Quando Gnisci critica la letteratura italiana contemporanea, senza peli sulla lingua, si rivolge implicitamente ai giovani scrittori. Naturalmente, a quelli modesti e consapevoli della strada intrapresa. Durante una delle nostre conversazioni, avvenuta molto tempo fa ad Ancona, dissi ad Armando che il tempo è un galantuomo, uguale per tutti, compresi gli scrittori: su una mano porta il suo orologio impietoso, mentre nell’altra mano tiene una scopa. Armando mi guardò con un sorriso silenzioso.

( 1) Trovo particolarmente ridicolo il commento di Mirjana Krtinić (pubblicato sul quotidiano belgradese Danas, il 21 maggio 2020): «Il libro è stato selezionato tra i finalisti del premio NIN 2018 e sono in molti a pensare che sia un’ingiustizia che non l’abbia vinto, per cui sicuramente verrà incluso in quelle classifiche dei libri rimasti senza premio, che non vengono stilate dalla giuria, bensì dalla storia della letteratura…».
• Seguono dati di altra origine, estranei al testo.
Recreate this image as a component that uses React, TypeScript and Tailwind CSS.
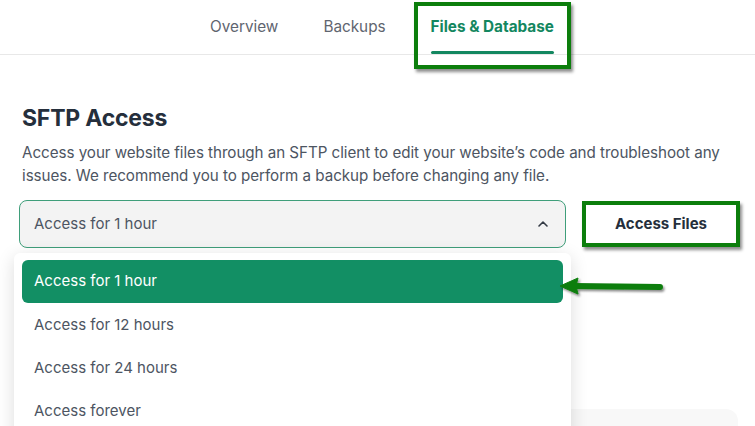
import React from 'react';

// ─── helpers ────────────────────────────────────────────────────────────────
const FONT = "font-['Inter','Liberation_Sans',sans-serif]";

const tabs = ['Overview', 'Backups', 'Files & Database'];
const options = ['Access for 1 hour', 'Access for 12 hours', 'Access for 24 hours', 'Access forever'];

// ─── Tabs header ────────────────────────────────────────────────────────────
function TabBar() {
  return (
    <div className="relative h-[55px] border-b border-[#e8e8e8]">
      <div className="flex h-full items-stretch gap-[45px] pl-[210px]">
        {tabs.map((t, i) => {
          const active = i === tabs.length - 1;
          return (
            <div key={t} className="relative flex items-start pt-[16px]">
              <span
                className={
                  active
                    ? 'text-[15.3px] font-bold leading-[22px] text-[#138760]'
                    : 'text-[15.3px] leading-[22px] text-[#5f6570]'
                }
              >
                {t}
              </span>
              {active && (
                <div className="absolute bottom-[0px] left-0 right-0 h-[3px] rounded-full bg-[#138760]" />
              )}
            </div>
          );
        })}
      </div>
      {/* annotation box */}
      <div className="pointer-events-none absolute left-[414px] top-[2px] h-[67px] w-[157px] border-[4px] border-[#0c7e0c] shadow-[2px_3px_3px_rgba(0,0,0,0.45)]" />
    </div>
  );
}

// ─── Dropdown ───────────────────────────────────────────────────────────────
function Dropdown() {
  return (
    <div className="absolute left-[14px] top-[253px] h-[200px] w-[557px] rounded-t-[6px] bg-white px-[8px] pt-[7px] shadow-[0_4px_18px_rgba(0,0,0,0.14)]">
      {options.map((o, i) => (
        <div
          key={o}
          className={
            i === 0
              ? 'flex h-[43px] items-center rounded-[6px] bg-[#128f64] px-[12px] text-[15px] text-white'
              : 'flex h-[43px] items-center px-[12px] pt-[1px] text-[15px] text-[#4d5562]'
          }
        >
          {o}
        </div>
      ))}
    </div>
  );
}

function Arrow() {
  return (
    <svg className="absolute left-[552px] top-[274px]" width="118" height="26" viewBox="0 0 118 26">
      <defs>
        <filter id="sh" x="-10%" y="-50%" width="130%" height="200%">
          <feDropShadow dx="1.5" dy="2" stdDeviation="1.2" floodColor="#000" floodOpacity="0.45" />
        </filter>
      </defs>
      <g filter="url(#sh)" fill="#0c7e0c" stroke="#0c7e0c">
        <path d="M22 12 L108 13" strokeWidth="6" strokeLinecap="round" fill="none" />
        <path d="M8 12 L26 4 L24 12 L26 20 Z" strokeWidth="1" strokeLinejoin="round" />
      </g>
    </svg>
  );
}

// ─── Main export ────────────────────────────────────────────────────────────
export default function App() {
  return (
    <div className={`relative h-[426px] w-[755px] overflow-hidden bg-white ${FONT}`}>
      <TabBar />

      <div className="pl-[22px] pr-[6px] pt-[47px]">
        <h1 className="text-[23px] font-bold leading-[32px] tracking-[-0.2px] text-[#252f3c]">SFTP Access</h1>
        <p className="mt-[7px] text-[15.2px] leading-[23px] tracking-[-0.05px] text-[#4d5562]">
          Access your website files through an SFTP client to edit your website’s code and troubleshoot any
          issues. We recommend you to perform a backup before changing any file.
        </p>
      </div>

      <div className="ml-[19px] mt-[13px] flex items-center gap-[16px]">
        <div className="flex h-[48px] w-[547px] items-center justify-between rounded-[8px] border border-[#3f9e7a] bg-[#f3f3f3] pl-[14px] pr-[16px]">
          <span className="text-[15px] text-[#4d5562]">Access for 1 hour</span>
          <svg width="12" height="8" viewBox="0 0 12 8" className="mt-[-1px]">
            <path d="M2 6 L6 2 L10 6" fill="none" stroke="#333a44" strokeWidth="1.6" strokeLinecap="round" strokeLinejoin="round" />
          </svg>
        </div>
        <button className="flex h-[46px] w-[158px] items-center justify-center border-[4px] border-[#0c7e0c] bg-white text-[15px] font-bold text-[#252f3c] shadow-[2px_3px_3px_rgba(0,0,0,0.45)]">
          Access Files
        </button>
      </div>

      <div className="ml-[19px] mr-[17px] mt-[161px] h-[60px] rounded-[12px] bg-[#f8f8f8]" />

      <Dropdown />
      <Arrow />
    </div>
  );
}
( 2) La scorrevole traduzione di Elisa Copetti è impoverita dall’assenza di note a piè di pagina. Tutti gli italiani sanno chi sono, tra gli altri autori citati, Petar Kočić e Đorđe Balašević? Tutti sanno cosa sono starogradske pjesme [un genere musicale nato a cavallo tra XIX e XX secolo nelle aree urbane dell’ex Jugoslavia e della Bulgaria dalla fusione di musica tradizionale locale e la popular music occidentale che in quel periodo iniziò a diffondersi in tutta Europa]?